Exercise | Gather all lines in the data that hold the string "screenshot".

Provided material |
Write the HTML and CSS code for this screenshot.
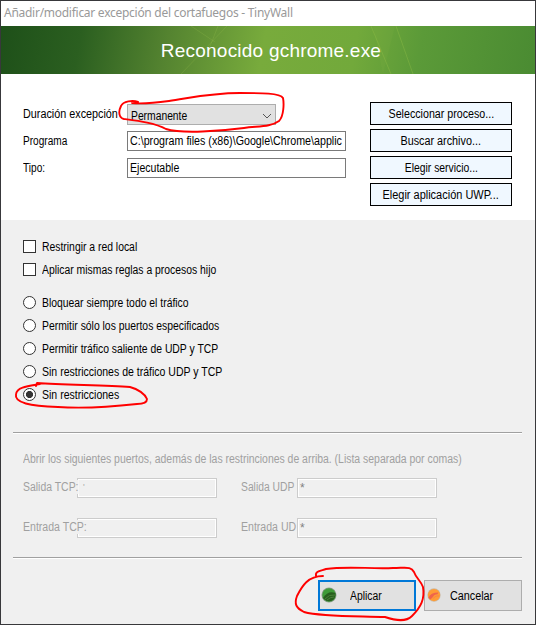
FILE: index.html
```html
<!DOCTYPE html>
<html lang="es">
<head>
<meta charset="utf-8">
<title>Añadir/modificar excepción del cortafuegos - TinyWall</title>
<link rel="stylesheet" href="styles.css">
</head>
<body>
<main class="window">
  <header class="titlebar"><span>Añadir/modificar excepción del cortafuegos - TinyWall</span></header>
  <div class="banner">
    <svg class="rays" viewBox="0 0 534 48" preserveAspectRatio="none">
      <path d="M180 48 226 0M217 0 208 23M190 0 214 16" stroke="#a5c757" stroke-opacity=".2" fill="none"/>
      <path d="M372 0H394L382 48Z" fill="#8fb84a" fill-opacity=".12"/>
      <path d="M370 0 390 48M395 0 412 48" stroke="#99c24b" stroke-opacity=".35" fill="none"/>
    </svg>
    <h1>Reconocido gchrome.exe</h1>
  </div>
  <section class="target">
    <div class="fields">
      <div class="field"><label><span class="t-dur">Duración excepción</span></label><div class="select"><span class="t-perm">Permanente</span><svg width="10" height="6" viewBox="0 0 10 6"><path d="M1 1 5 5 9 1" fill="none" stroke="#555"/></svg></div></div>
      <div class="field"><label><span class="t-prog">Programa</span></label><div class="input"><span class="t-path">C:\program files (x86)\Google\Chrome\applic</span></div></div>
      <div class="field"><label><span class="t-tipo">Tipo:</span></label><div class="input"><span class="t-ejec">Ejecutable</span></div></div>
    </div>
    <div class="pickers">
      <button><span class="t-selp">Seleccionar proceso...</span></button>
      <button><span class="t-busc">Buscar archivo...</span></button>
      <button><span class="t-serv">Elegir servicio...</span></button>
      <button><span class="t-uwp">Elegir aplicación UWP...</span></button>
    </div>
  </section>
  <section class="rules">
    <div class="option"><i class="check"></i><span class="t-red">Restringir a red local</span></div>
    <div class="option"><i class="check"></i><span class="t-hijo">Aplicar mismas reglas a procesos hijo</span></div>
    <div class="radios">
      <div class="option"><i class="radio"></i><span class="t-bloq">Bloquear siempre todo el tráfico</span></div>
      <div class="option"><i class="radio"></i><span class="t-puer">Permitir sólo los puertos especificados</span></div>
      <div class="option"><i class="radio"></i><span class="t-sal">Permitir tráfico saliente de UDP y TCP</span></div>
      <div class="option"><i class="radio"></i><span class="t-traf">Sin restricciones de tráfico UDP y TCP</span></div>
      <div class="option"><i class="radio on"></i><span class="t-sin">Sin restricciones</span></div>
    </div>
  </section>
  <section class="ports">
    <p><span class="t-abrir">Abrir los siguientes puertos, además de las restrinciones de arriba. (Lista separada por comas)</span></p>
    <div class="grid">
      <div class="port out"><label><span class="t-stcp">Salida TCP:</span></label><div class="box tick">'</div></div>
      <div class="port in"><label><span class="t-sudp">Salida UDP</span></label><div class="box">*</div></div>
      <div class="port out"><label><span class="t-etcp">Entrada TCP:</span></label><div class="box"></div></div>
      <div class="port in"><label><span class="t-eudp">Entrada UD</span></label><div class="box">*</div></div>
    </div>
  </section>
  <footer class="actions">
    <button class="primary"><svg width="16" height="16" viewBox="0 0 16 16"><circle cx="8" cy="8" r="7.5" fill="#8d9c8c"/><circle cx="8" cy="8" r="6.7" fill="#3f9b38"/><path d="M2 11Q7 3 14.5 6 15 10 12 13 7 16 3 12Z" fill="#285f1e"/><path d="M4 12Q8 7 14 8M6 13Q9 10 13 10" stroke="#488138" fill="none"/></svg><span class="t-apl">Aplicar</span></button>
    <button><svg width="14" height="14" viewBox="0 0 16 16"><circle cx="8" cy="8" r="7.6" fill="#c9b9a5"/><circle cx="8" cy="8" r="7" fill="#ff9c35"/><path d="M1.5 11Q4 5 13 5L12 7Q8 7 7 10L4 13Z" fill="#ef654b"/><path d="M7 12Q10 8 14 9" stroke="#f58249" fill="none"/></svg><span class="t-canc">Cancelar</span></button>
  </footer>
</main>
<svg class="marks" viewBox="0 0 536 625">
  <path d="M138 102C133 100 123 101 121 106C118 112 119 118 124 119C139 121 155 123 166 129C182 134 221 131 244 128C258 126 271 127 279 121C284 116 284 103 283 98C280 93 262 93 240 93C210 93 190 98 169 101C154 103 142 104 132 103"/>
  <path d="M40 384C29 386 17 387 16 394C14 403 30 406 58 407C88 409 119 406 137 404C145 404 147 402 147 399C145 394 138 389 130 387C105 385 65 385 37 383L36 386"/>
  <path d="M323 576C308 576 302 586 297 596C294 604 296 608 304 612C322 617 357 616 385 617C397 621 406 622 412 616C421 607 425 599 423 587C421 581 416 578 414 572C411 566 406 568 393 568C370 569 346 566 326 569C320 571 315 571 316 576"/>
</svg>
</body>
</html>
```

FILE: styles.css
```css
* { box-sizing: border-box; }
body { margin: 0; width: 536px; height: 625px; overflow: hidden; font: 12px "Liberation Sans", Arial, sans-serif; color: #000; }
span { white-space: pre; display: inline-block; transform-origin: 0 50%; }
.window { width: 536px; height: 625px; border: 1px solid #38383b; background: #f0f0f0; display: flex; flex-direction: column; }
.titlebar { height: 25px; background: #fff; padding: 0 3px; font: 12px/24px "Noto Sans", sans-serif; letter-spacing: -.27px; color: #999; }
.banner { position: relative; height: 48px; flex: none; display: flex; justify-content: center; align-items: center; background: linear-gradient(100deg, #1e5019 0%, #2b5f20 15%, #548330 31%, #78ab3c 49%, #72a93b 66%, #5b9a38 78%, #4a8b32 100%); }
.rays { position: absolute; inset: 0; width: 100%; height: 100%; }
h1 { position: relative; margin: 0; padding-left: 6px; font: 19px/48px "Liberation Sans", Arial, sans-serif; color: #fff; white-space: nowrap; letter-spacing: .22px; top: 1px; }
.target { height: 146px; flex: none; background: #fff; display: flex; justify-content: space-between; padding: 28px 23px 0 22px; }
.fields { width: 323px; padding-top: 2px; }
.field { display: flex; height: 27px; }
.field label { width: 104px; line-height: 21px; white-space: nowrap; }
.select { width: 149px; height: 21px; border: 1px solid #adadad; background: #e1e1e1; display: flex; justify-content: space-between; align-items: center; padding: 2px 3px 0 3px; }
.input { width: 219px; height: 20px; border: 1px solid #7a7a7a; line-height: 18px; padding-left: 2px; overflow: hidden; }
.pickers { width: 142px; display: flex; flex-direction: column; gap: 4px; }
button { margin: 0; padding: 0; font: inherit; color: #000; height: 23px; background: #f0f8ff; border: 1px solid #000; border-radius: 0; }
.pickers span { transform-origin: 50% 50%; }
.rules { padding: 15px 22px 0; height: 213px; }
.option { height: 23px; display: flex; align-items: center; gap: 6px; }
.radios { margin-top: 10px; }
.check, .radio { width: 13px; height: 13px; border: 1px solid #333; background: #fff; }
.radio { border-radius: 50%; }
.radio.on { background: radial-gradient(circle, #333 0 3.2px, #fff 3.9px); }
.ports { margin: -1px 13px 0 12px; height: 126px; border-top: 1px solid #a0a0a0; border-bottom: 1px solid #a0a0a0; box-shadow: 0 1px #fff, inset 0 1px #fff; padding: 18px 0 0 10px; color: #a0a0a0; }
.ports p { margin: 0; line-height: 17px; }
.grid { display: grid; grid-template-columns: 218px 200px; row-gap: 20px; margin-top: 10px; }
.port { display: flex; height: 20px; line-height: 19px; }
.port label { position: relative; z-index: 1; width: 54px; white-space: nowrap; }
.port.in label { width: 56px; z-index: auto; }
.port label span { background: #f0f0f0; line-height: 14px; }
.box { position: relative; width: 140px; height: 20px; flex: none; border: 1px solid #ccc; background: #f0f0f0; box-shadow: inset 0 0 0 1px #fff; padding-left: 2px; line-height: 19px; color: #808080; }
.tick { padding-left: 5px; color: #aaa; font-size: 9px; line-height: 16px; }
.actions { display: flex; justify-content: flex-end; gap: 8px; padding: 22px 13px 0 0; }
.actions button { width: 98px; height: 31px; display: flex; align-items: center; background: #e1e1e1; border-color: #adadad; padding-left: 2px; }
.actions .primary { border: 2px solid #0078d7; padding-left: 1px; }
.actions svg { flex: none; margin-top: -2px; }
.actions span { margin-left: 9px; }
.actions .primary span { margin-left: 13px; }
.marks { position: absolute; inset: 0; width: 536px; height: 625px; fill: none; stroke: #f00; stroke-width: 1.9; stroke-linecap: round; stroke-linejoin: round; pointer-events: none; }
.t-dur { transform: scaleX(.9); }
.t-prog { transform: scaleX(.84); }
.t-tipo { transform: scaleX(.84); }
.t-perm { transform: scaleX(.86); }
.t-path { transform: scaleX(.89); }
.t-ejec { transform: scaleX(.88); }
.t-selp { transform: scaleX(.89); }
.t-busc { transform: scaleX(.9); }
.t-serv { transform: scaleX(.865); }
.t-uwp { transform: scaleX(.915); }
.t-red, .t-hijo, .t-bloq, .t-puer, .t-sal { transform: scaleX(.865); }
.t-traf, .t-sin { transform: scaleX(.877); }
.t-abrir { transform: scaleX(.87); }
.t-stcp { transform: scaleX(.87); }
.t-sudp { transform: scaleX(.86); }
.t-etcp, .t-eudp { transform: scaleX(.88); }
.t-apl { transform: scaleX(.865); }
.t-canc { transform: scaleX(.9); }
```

...

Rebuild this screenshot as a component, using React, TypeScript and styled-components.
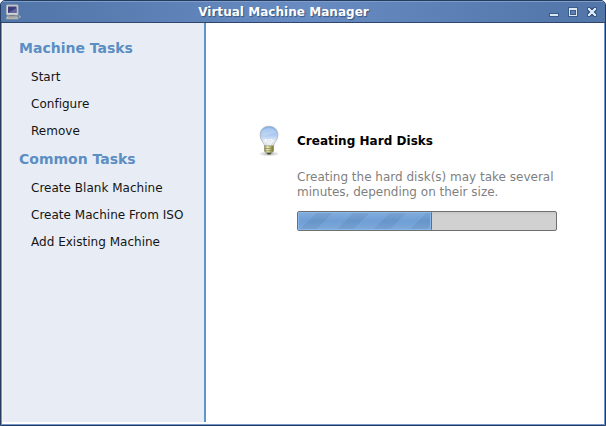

Complete answer |
Write the HTML and CSS code for this screenshot.
Rebuild this screenshot as a component, using React, TypeScript and styled-components.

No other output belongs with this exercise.